Consensus algorithms solve this by ensuring all nodes agree on a single ordered log of operations. Once an entry is "committed" to this log, it's durable — all future nodes will see it.
Raft in Three Parts
Raft decomposes the problem into three largely independent subproblems:
- Leader Election — select one node as the authoritative leader
- Log Replication — the leader accepts writes and replicates them to followers
- Safety — ensure committed entries are never lost, even across elections
Leader Election
Every Raft node is in one of three states: Follower, Candidate, or Leader.
At startup, all nodes are followers. Each follower has an election timeout — a random duration between 150ms and 300ms. If a follower doesn't hear from a leader within this window, it assumes the leader is dead and starts an election.
type RaftNode struct {
mu sync.Mutex
state NodeState
currentTerm int
votedFor int
log []LogEntry
commitIndex int
lastApplied int
// leader-only state
nextIndex []int
matchIndex []int
}
func (r *RaftNode) startElection() {
r.mu.Lock()
r.state = Candidate
r.currentTerm++
r.votedFor = r.id
term := r.currentTerm
r.mu.Unlock()
votes := 1 // vote for self
for _, peer := range r.peers {
go func(peer int) {
granted := r.sendRequestVote(peer, term)
if granted {
atomic.AddInt32(&votes, 1)
if int(atomic.LoadInt32(&votes)) > len(r.peers)/2 {
r.becomeLeader()
}
}
}(peer)
}
}The randomized timeout is the key insight. It makes it unlikely that two nodes start elections simultaneously, which reduces split votes.

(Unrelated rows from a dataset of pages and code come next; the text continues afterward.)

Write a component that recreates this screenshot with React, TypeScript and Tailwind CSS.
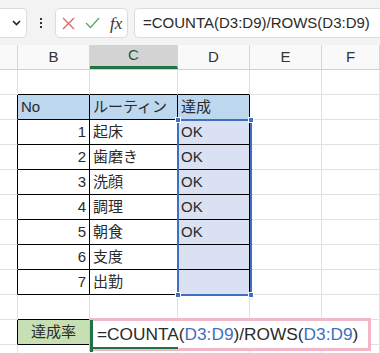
import React from 'react';

const cols = [18, 72, 88, 72, 72, 58];
const font = '"Liberation Sans", "Noto Sans CJK JP", sans-serif';

type Cell = { text?: string; align?: 'left' | 'right' | 'center'; bg?: string; table?: boolean };

// rows 1..12 of the sheet, columns A..F
const rows: Cell[][] = [
  [{}, {}, {}, {}, {}, {}],
  [{}, { text: 'No', bg: 'bg-[#bdd7ee]', table: true }, { text: 'ルーティン', bg: 'bg-[#bdd7ee]', table: true }, { text: '達成', bg: 'bg-[#bdd7ee]', table: true }, {}, {}],
  ...[
    ['1', '起床', 'OK'],
    ['2', '歯磨き', 'OK'],
    ['3', '洗顔', 'OK'],
    ['4', '調理', 'OK'],
    ['5', '朝食', 'OK'],
    ['6', '支度', ''],
    ['7', '出勤', ''],
  ].map(([n, r, d]) => [
    {},
    { text: n, align: 'right' as const, table: true },
    { text: r, table: true },
    { text: d, bg: 'bg-[#d9e1f2]', table: true },
    {},
    {},
  ]),
  [{}, {}, {}, {}, {}, {}],
  [{}, { text: '達成率', align: 'center' as const, bg: 'bg-[#c6e0b4]', table: true }, {}, {}, {}, {}],
  [{}, {}, {}, {}, {}, {}],
];

function isTable(r: number, c: number) {
  return !!rows[r]?.[c]?.table;
}

function Handle({ className }: { className: string }) {
  return <div className={`absolute w-[6px] h-[6px] bg-[#3f6fc1] border border-white ${className}`} />;
}

export default function App() {
  return (
    <div className="w-[380px] h-[353px] overflow-hidden bg-white text-[#2a2a2a]" style={{ fontFamily: font }}>
      {/* formula bar */}
      <div className="h-[45px] bg-[#f3f3f3] flex items-start pt-[8px] gap-[6px]">
        <div className="w-[27px] h-[30px] bg-white border border-[#dcdcdc] rounded-r-[5px] border-l-0 flex items-center justify-end pr-[5px]">
          <svg width="9" height="6" viewBox="0 0 9 6"><path d="M1 1l3.5 3.5L8 1" stroke="#222" strokeWidth="1.6" fill="none" /></svg>
        </div>
        <div className="w-[16px] h-[30px] flex flex-col items-center justify-center gap-[2px]">
          <div className="w-[2px] h-[2px] bg-[#333]" />
          <div className="w-[2px] h-[2px] bg-[#333]" />
          <div className="w-[2px] h-[2px] bg-[#333]" />
        </div>
        <div className="w-[73px] h-[30px] bg-white border border-[#dcdcdc] rounded-[5px] flex items-center pl-[6px] gap-[10px]">
          <svg width="13" height="13" viewBox="0 0 13 13"><path d="M1 1l11 11M12 1L1 12" stroke="#e06666" strokeWidth="1.3" /></svg>
          <svg width="15" height="12" viewBox="0 0 15 12"><path d="M1 6l4.5 4.5L14 1" stroke="#58a86e" strokeWidth="1.3" fill="none" /></svg>
          <span className="text-[17px] italic text-[#333] leading-none" style={{ fontFamily: '"Liberation Serif", serif' }}>fx</span>
        </div>
        <div className="flex-1 h-[30px] bg-white border border-[#dcdcdc] rounded-l-[5px] border-r-0 flex items-center pl-[8px] text-[15px]">
          =COUNTA(D3:D9)/ROWS(D3:D9)
        </div>
      </div>

      {/* column headers */}
      <div className="flex h-[25px] bg-[#f9f9f9] border-b border-[#d0d0d0]">
        {['', 'B', 'C', 'D', 'E', 'F'].map((h, i) => (
          <div
            key={i}
            style={{ width: cols[i] }}
            className={`shrink-0 flex items-center justify-center text-[15px] border-r border-[#d6d6d6] ${
              h === 'C' ? 'bg-[#d3d3d3] text-[#1e5a3a] border-b-[3px] border-b-[#217346]' : 'text-[#333]'
            }`}
          >
            {h}
          </div>
        ))}
      </div>

      {/* grid */}
      <div className="relative">
        {rows.map((row, r) => (
          <div key={r} className="flex h-[25px]">
            {row.map((cell, c) => {
              const rightBlack = isTable(r, c) || isTable(r, c + 1);
              const bottomBlack = isTable(r, c) || isTable(r + 1, c);
              const just = cell.align === 'right' ? 'justify-end pr-[3px]' : cell.align === 'center' ? 'justify-center' : 'justify-start pl-[3px]';
              return (
                <div
                  key={c}
                  style={{ width: cols[c] }}
                  className={`shrink-0 flex items-center text-[15px] border-r border-b ${just} ${cell.bg ?? 'bg-white'} ${
                    rightBlack ? 'border-r-black' : 'border-r-[#e1e1e1]'
                  } ${bottomBlack ? 'border-b-black' : 'border-b-[#e1e1e1]'}`}
                >
                  {cell.text}
                </div>
              );
            })}
          </div>
        ))}

        {/* reference range D3:D9 */}
        <div className="absolute left-[177px] top-[49px] w-[75px] h-[177px] border-2 border-[#3f6fc1] pointer-events-none">
          <Handle className="-left-[4px] -top-[4px]" />
          <Handle className="-right-[4px] -top-[4px]" />
          <Handle className="-left-[4px] -bottom-[4px]" />
          <Handle className="-right-[4px] -bottom-[4px]" />
        </div>

        {/* in-cell edit box C11 */}
        <div className="absolute left-[89px] top-[248px] w-[282px] h-[33px] bg-white border-[3px] border-[#f4b7ca] flex items-center pl-[5px] text-[17.3px] whitespace-nowrap">
          <div className="absolute -left-[2px] -top-[1px] w-[3px] h-[32px] bg-[#217346]" />
          <div className="absolute left-0 -bottom-[1px] w-[86px] h-[2px] bg-[#217346]" />
          =COUNTA(<span className="text-[#3f6fc1]">D3:D9</span>)/ROWS(<span className="text-[#3f6fc1]">D3:D9</span>)
        </div>
      </div>
    </div>
  );
}
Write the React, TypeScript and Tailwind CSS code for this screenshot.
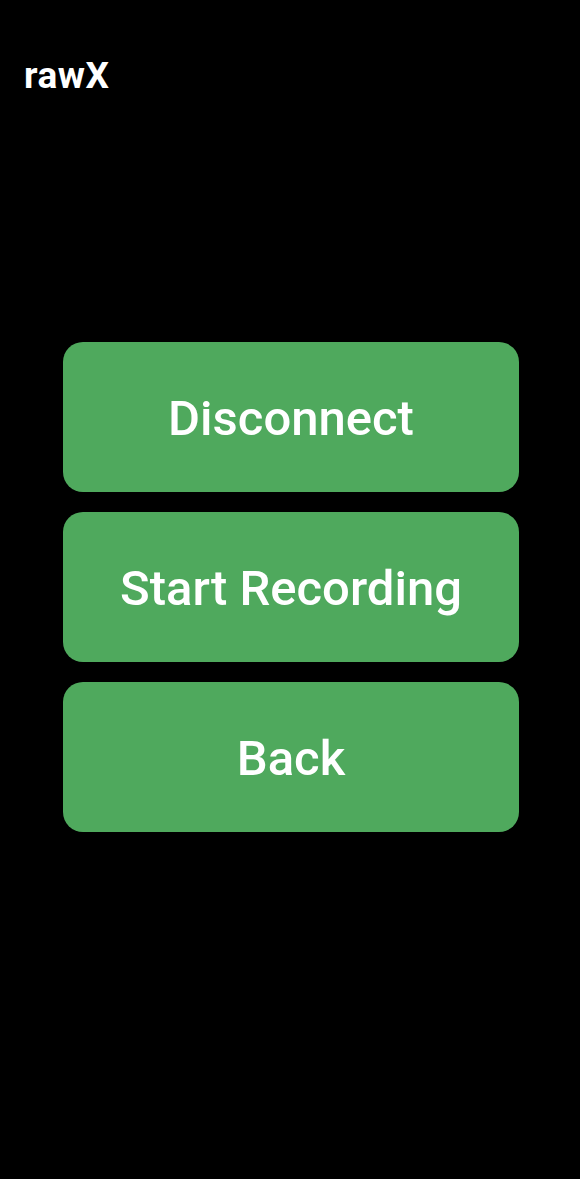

A node grants its vote if:
- The candidate's term is at least as large as its own
- It hasn't voted for anyone else this term
- The candidate's log is at least as up-to-date as its own
The last condition — log completeness — is critical for safety. A newly elected leader must have all committed entries.
Log Replication
Once elected, the leader starts sending AppendEntries RPCs to all followers. These serve two purposes: log replication and heartbeat (keeping followers from timing out).
type AppendEntriesArgs struct {
Term int
LeaderID int
PrevLogIndex int
PrevLogTerm int
Entries []LogEntry
LeaderCommit int
}The PrevLogIndex and PrevLogTerm fields implement a consistency check. A follower only accepts new entries if its log matches the leader's log up to that point. If not, the leader decrements nextIndex for that follower and retries — eventually finding the point of divergence.
An entry is committed once the leader has stored it on a majority of nodes. The leader then advances commitIndex and notifies followers via the next AppendEntries RPC.
func (r *RaftNode) maybeAdvanceCommitIndex() {
// Find the highest index replicated on a majority
for n := r.commitIndex + 1; n <= len(r.log); n++ {
if r.log[n-1].Term != r.currentTerm {
continue
}
count := 1
for i := range r.peers {
if r.matchIndex[i] >= n {
count++
}
}
if count > len(r.peers)/2 {
r.commitIndex = n
}
}
}Note the r.log[n-1].Term != r.currentTerm check. A leader never commits entries from previous terms by counting replicas — it only commits them indirectly by committing a newer entry from its own term. This prevents a subtle correctness issue described in the Raft paper (Figure 8).
Safety Guarantee
Raft's core safety property: if a log entry is committed, it will be present in the logs of all future leaders.
This is enforced through two mechanisms:
- Election restriction — a candidate can only win if its log is at least as up-to-date as any other node that could have voted for it
- Leader completeness — a leader never overwrites entries, only appends
Together, these ensure that once an entry is committed on a majority, no future leader can be elected without that entry.
Term Numbers as a Logical Clock
Terms are Raft's version of a logical clock. Every RPC carries the sender's current term. If a node sees a higher term, it immediately reverts to follower state. This ensures stale leaders can't interfere with the current term.
func (r *RaftNode) maybeUpdateTerm(term int) bool {
if term > r.currentTerm {
r.currentTerm = term
r.state = Follower
r.votedFor = -1
return true
}
return false
}What I Learned Building This
A few things that weren't obvious from reading the paper:
Locking discipline matters enormously. Raft has a lot of concurrent goroutines — election timer, RPC handlers, log applier. Getting the mutex scope wrong leads to subtle deadlocks or missed state transitions.
Test with unreliable networks. My first implementation passed all basic tests but failed when the test harness introduced message delays. Partitions expose edge cases that normal operation never hits.
The commit index and apply index are different. commitIndex is the highest entry known to be committed. lastApplied is the highest entry applied to the state machine. Applying entries in a background goroutine decouples these, which is important for performance.